Two-time Camden speaker and co-director of the NYU Center for Social Media and Politics Joshua Tucker argued in a comment to the Federal Trade Commission on alleged bias in social media platforms that: “While social media platforms disproportionately moderate posts from conservative users and sources, most research would suggest that this effect is likely driven by the asymmetric production of misinformation.” As evidence to confirm the theory that more conservative comments get struck from social media platforms because more of them are found to be inaccurate, Tucker and co-commentor Zeve Sanderson note that crowd-sourced moderation systems on X show more posts from conservative users gets flagged as containing misinformation than do offerings from liberal users.

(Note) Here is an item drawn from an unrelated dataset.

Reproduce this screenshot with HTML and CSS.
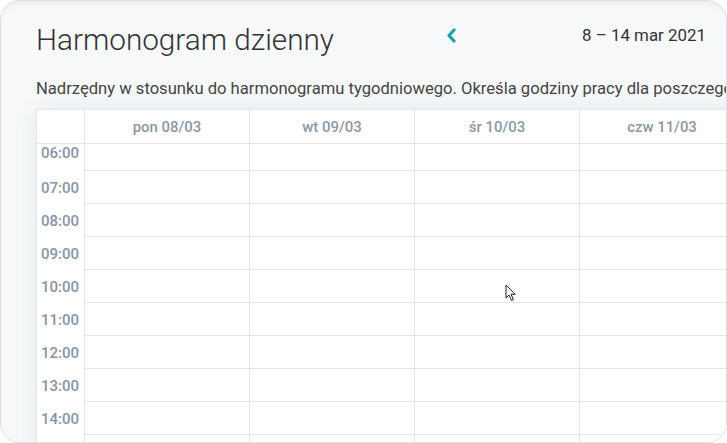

David Brancaccio himself, on public radio’s “Living on Earth,” described what he and his wife Mary Brancaccio learned from their “brush with the climate crisis” as they toured the ruins of their recently purchased home after the fires in Altadena, California. Nicolas Burns, a previous moderator at several Camden Conferences who has just returned to Harvard after a stint as US Ambassador to China for the Biden Administration, suggested in a public radio interview with “The World” that a “trade deal ultimately is probably more likely to happen” between the US and China than a “sustained trade war.”